Nach dem Sechstagekrieg ging die Führung Israels davon aus, dass die christliche Welt, als die man den Westen damals noch betrachten konnte, sich weigern würde, eine jüdische Kontrolle der Stadt anzuerkennen. Sie sprachen über Religion und ihren Ausdruck in der westlichen Zivilisation, nicht über internationale Gesetze.

“Dass die Juden das sein müssen, was die anderen sagen”

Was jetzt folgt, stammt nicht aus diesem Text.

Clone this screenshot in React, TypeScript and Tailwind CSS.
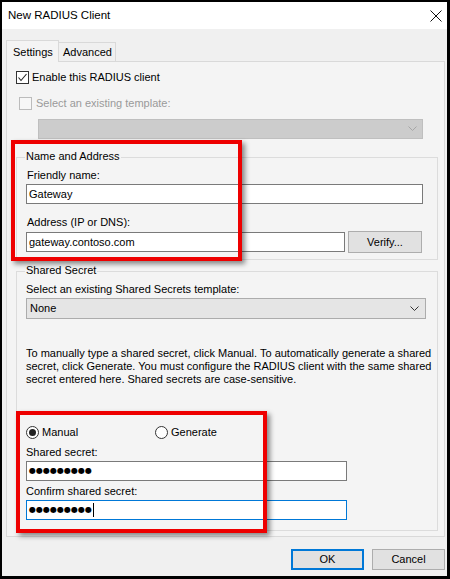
import type { ReactNode } from 'react'

const FONT = 'font-["Liberation_Sans",Arial,sans-serif]'

function Chevron({ disabled }: { disabled?: boolean }) {
  return (
    <svg width="9" height="6" viewBox="0 0 9 6" className="shrink-0">
      <path d="M0.5 0.5 L4.5 4.5 L8.5 0.5" fill="none" stroke={disabled ? '#a6a6a6' : '#333'} strokeWidth="1" />
    </svg>
  )
}

function CheckBox({ checked, disabled }: { checked?: boolean, disabled?: boolean }) {
  return (
    <span
      className={`grid size-[13px] shrink-0 place-items-center border ${
        disabled ? 'border-[#bcbcbc] bg-[#f7f7f7]' : 'border-[#333] bg-white'
      }`}
    >
      {checked && (
        <svg width="11" height="11" viewBox="0 0 11 11">
          <path d="M1.5 5.5 L4 8.5 L9.5 2" fill="none" stroke="#222" strokeWidth="1.1" />
        </svg>
      )}
    </span>
  )
}

function Radio({ checked }: { checked?: boolean }) {
  return (
    <span className="grid size-[13px] shrink-0 place-items-center rounded-full border border-[#333] bg-white">
      {checked && <span className="size-[7px] rounded-full bg-[#222]" />}
    </span>
  )
}

function Masked({ count }: { count: number }) {
  return (
    <span className="flex items-center font-['DejaVu_Sans',sans-serif]">
      {'●'.repeat(count).split('').map((c, i) => (
        <span key={i} className="inline-block w-[7px] text-center text-[8px] leading-none">
          {c}
        </span>
      ))}
    </span>
  )
}

function Group({ title, className, children }: { title: string, className: string, children: ReactNode }) {
  return (
    <div className={`relative border border-[#dcdcdc] ${className}`}>
      <span className="absolute -top-[8px] left-[8px] bg-[#f4f4f4] px-[1px] leading-[13px]">{title}</span>
      {children}
    </div>
  )
}

export default function App() {
  return (
    <div className={`relative h-[579px] w-[450px] bg-black pt-[2px] pr-[3px] pb-[3px] pl-[2px] text-[11px] text-black ${FONT}`}>
      <div className="flex h-[574px] w-[445px] flex-col bg-[#f0f0f0]">
        {/* title bar */}
        <div className="flex h-[27px] shrink-0 items-center justify-between bg-white pr-[4px] pl-[6px]">
          <span className="text-[11.5px]">New RADIUS Client</span>
          <svg width="12" height="12" viewBox="0 0 12 12" className="mr-[1px]">
            <path d="M0.5 0.5 L11.5 11.5 M11.5 0.5 L0.5 11.5" stroke="#111" strokeWidth="1" />
          </svg>
        </div>

        <div className="flex flex-1 flex-col pr-[2px] pl-[4px]">
          {/* tabs */}
          <div className="mt-[11px] flex items-end">
            <div className="relative z-10 -mb-px flex h-[22px] w-[53px] items-start border border-b-0 border-[#d9d9d9] bg-[#f4f4f4] pt-[3px] pl-[6px]">
              Settings
            </div>
            <div className="flex h-[19px] w-[57px] items-center border border-b-0 border-l-0 border-[#d9d9d9] bg-[#f0f0f0] pl-[4px]">
              Advanced
            </div>
          </div>

          {/* panel */}
          <div className="flex h-[476px] w-[439px] flex-col border border-[#d9d9d9] bg-[#f4f4f4] pl-[9px]">
            <div className="mt-[9px] flex items-center gap-[3px]">
              <CheckBox checked />
              <span className="leading-[13px]">Enable this RADIUS client</span>
            </div>
            <div className="mt-[13px] ml-[3px] flex items-center gap-[4px] text-[#9a9a9a]">
              <CheckBox disabled />
              <span className="leading-[13px]">Select an existing template:</span>
            </div>
            <div className="mt-[9px] ml-[22px] flex h-[20px] w-[385px] items-center justify-end border border-[#bfbfbf] bg-[#cccccc] pr-[5px]">
              <Chevron disabled />
            </div>

            <Group title="Name and Address" className="mt-[18px] h-[103px] w-[422px] pl-[9px]">
              <div className="mt-[11px] h-[13px] pl-[1px] leading-[13px]">Friendly name:</div>
              <div className="mt-[2px] flex h-[20px] w-[397px] items-center border border-[#7a7a7a] bg-white pl-[2px]">
                Gateway
              </div>
              <div className="mt-[12px] h-[13px] pl-[1px] leading-[13px]">Address (IP or DNS):</div>
              <div className="mt-[3px] flex h-[20px] items-center gap-[3px]">
                <div className="flex h-[20px] w-[319px] items-center border border-[#7a7a7a] bg-white pl-[2px]">
                  gateway.contoso.com
                </div>
                <button type="button" className="h-[22px] w-[74px] border border-[#adadad] bg-[#e1e1e1] pt-px">
                  Verify...
                </button>
              </div>
            </Group>

            <Group title="Shared Secret" className="mt-[11px] h-[260px] w-[422px] pl-[9px]">
              <div className="mt-[11px] h-[13px] leading-[13px]">Select an existing Shared Secrets template:</div>
              <div className="mt-[2px] flex h-[21px] w-[400px] items-center justify-between border border-[#acacac] bg-[#e5e5e5] pr-[6px] pl-[3px]">
                <span>None</span>
                <Chevron />
              </div>
              <div className="mt-[28px] leading-[13px] whitespace-nowrap">
                <div>To manually type a shared secret, click Manual. To automatically generate a shared</div>
                <div>secret, click Generate. You must configure the RADIUS client with the same shared</div>
                <div>secret entered here. Shared secrets are case-sensitive.</div>
              </div>
              <div className="mt-[40px] flex h-[13px] items-center">
                <div className="flex w-[129px] items-center gap-[3px]">
                  <Radio checked />
                  <span className="leading-[13px]">Manual</span>
                </div>
                <div className="flex items-center gap-[3px]">
                  <Radio />
                  <span className="leading-[13px]">Generate</span>
                </div>
              </div>
              <div className="mt-[7px] h-[13px] leading-[13px]">Shared secret:</div>
              <div className="mt-[2px] flex h-[20px] w-[321px] items-center border border-[#7a7a7a] bg-white pl-[2px]">
                <Masked count={9} />
              </div>
              <div className="mt-[4px] h-[13px] leading-[13px]">Confirm shared secret:</div>
              <div className="mt-[2px] flex h-[20px] w-[321px] items-center border border-[#0078d7] bg-white pl-[2px]">
                <Masked count={9} />
                <span className="ml-px h-[14px] w-px bg-black" />
              </div>
            </Group>
          </div>

          {/* buttons */}
          <div className="mt-[12px] flex justify-end gap-[8px]">
            <button type="button" className="h-[21px] w-[73px] border-2 border-[#0078d7] bg-[#e1e1e1]">
              OK
            </button>
            <button type="button" className="h-[21px] w-[73px] border border-[#adadad] bg-[#e1e1e1]">
              Cancel
            </button>
          </div>
        </div>
      </div>

      {/* annotation highlights */}
      <div className="pointer-events-none absolute top-[140px] left-[11px] h-[121px] w-[231px] border-4 border-[#ee0000] shadow-[3px_3px_5px_rgba(0,0,0,0.45)]" />
      <div className="pointer-events-none absolute top-[411px] left-[16px] h-[122px] w-[251px] border-4 border-[#ee0000] shadow-[3px_3px_5px_rgba(0,0,0,0.45)]" />
    </div>
  )
}
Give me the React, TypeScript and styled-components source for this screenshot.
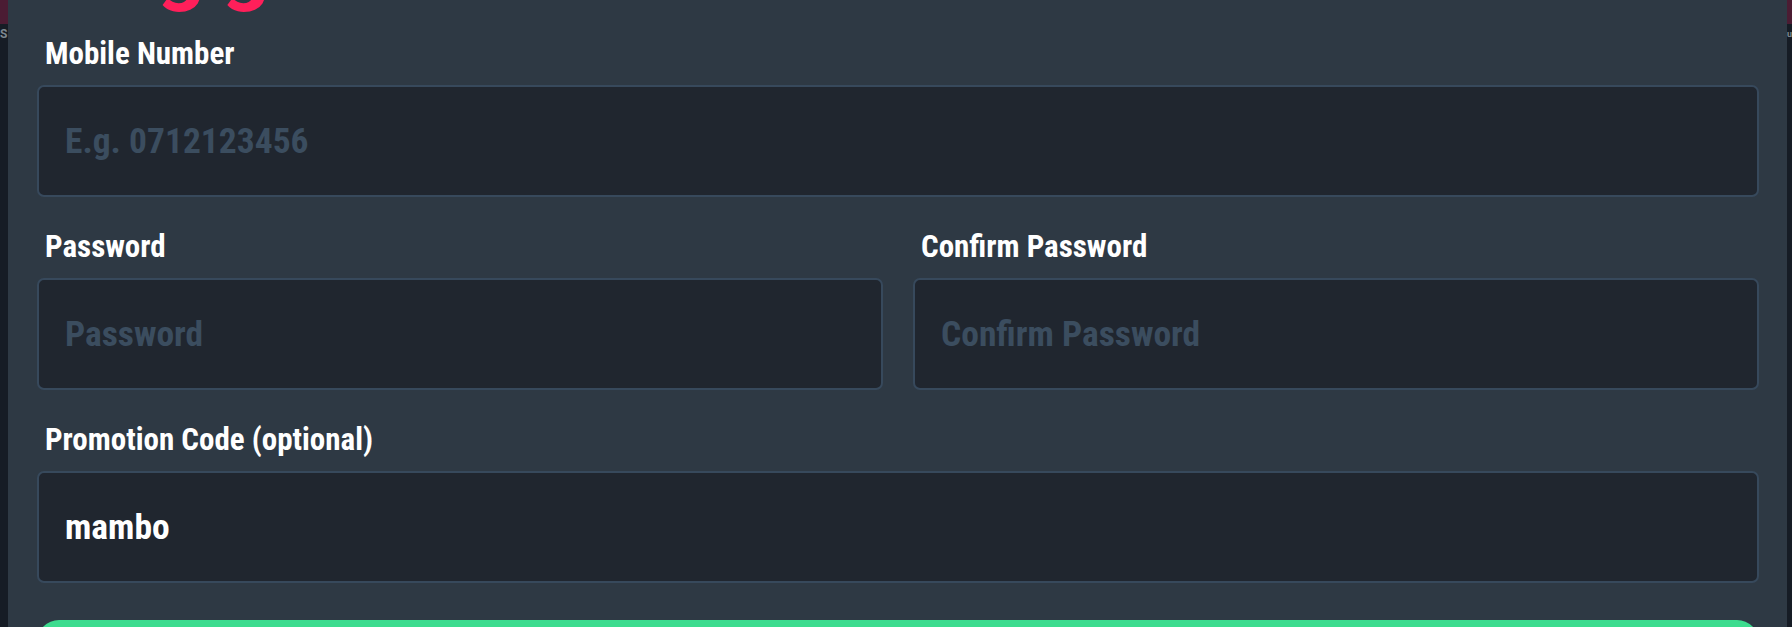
import styled, { createGlobalStyle } from "styled-components";

const GlobalStyle = createGlobalStyle`
  html, body {
    margin: 0;
    padding: 0;
    background-color: #151b23;
  }
  * {
    box-sizing: border-box;
  }
`;

const Backdrop = styled.div`
  display: flex;
  height: 627px;
  overflow: hidden;
  background: linear-gradient(to bottom, #4b1c33 0, #4b1c33 24px, #161c25 24px);
`;

const Edge = styled.div<{ $w: number; $size: number }>`
  width: ${(p) => p.$w}px;
  flex-shrink: 0;
  padding-top: 27px;
  color: #7d8790;
  font-family: Roboto, "Liberation Sans", sans-serif;
  font-size: ${(p) => p.$size}px;
  font-weight: 700;
  line-height: 14px;
  overflow: hidden;
`;

const Modal = styled.div`
  flex: 1;
  min-width: 0;
  background-color: #2e3944;
  padding: 0 28px 0 29px;
  display: flex;
  flex-direction: column;
  font-family: Roboto, "Liberation Sans", sans-serif;
  font-stretch: condensed;

  & > * {
    flex-shrink: 0;
  }
`;

const TitleClip = styled.div`
  height: 16px;
  overflow: hidden;
  margin-bottom: 20px;
`;

const Title = styled.h2`
  margin: -75px 0 0 120px;
  font-size: 84px;
  line-height: 84px;
  font-weight: 700;
  font-stretch: normal;
  color: #ff1f5a;
  word-spacing: -4px;
`;

const Form = styled.form`
  display: flex;
  flex-direction: column;
  gap: 32px;
`;

const Row = styled.div`
  display: grid;
  grid-template-columns: 1fr 1fr;
  gap: 30px;
`;

const Field = styled.div`
  display: flex;
  flex-direction: column;
  gap: 13px;
`;

const Label = styled.label`
  padding-left: 8px;
  font-size: 31px;
  line-height: 36px;
  font-weight: 700;
  color: #ffffff;
`;

const Input = styled.input`
  height: 112px;
  flex-shrink: 0;
  width: 100%;
  padding: 0 26px;
  background-color: #20262f;
  border: 2px solid #37495c;
  border-radius: 7px;
  outline: none;
  font-family: inherit;
  font-stretch: condensed;
  font-size: 35.5px;
  font-weight: 700;
  color: #ffffff;

  &::placeholder {
    color: #3b4d5f;
  }
`;

const Submit = styled.button`
  margin-top: 37px;
  height: 60px;
  border: none;
  border-radius: 22px;
  background-color: #3ddc8f;
`;

const App = () => {
  return (
    <>
      <GlobalStyle />
      <Backdrop>
        <Edge $w={8} $size={12}>S</Edge>
        <Modal>
          <TitleClip>
            <Title>g g</Title>
          </TitleClip>
          <Form onSubmit={(e) => e.preventDefault()}>
            <Field>
              <Label>Mobile Number</Label>
              <Input placeholder="E.g. 0712123456" />
            </Field>
            <Row>
              <Field>
                <Label>Password</Label>
                <Input type="password" placeholder="Password" />
              </Field>
              <Field>
                <Label>Confirm Password</Label>
                <Input type="password" placeholder="Confirm Password" />
              </Field>
            </Row>
            <Field>
              <Label>Promotion Code (optional)</Label>
              <Input defaultValue="mambo" />
            </Field>
          </Form>
          <Submit type="submit" />
        </Modal>
        <Edge $w={5} $size={9}>u</Edge>
      </Backdrop>
    </>
  );
};

export default App;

Die fast weltweite Ablehnung von Präsident Trumps Anerkennung der Tatsache, dass Jerusalem die Hauptstadt Israels ist, sieht viel düsterer aus als eine blosse Meinungsverschiedenheit über den besten Weg zur Förderung eines spekulativen Friedensabkommens. Verstärkt wird dies durch die offensichtliche Fadenscheinigkeit der Gründe für diese breite Ablehnung und deren Distanz zur Wirklichkeit. Für mich als Israeli sieht es aus, wie eine Fortführung eines uralten Beharrens auf der Forderung, dass die Juden das sein müssen, was die anderen sagen, und dass sie sich so verhalten müssen, wie die anderen es verlangen, damit sie akzeptiert werden. Es darf einfach nicht sein, dass Jerusalem die Hauptstadt des jüdischen Staates ist, weil das heissen würde, dass die Juden tatsächlich zu einer nationalen Normalität zurückgekehrt wären, und dass sie eine Nation und ein Staat sind, wie alle anderen 200 Staaten der Welt auch.

Je lauter das Geheul, desto durchdringender die Verurteilungen, desto mehr scheint es für viele normale, gemässigte Israelis, dass unser Platz unter den Nationen der Welt noch immer nicht endgültig akzeptiert und für gut befunden ist.

Der Historiker Dr. Yaacov Lozowick ist israelischer Staatsarchivar und war von 1993 bis 2007 Direktor des Archivs in Yad Vashem.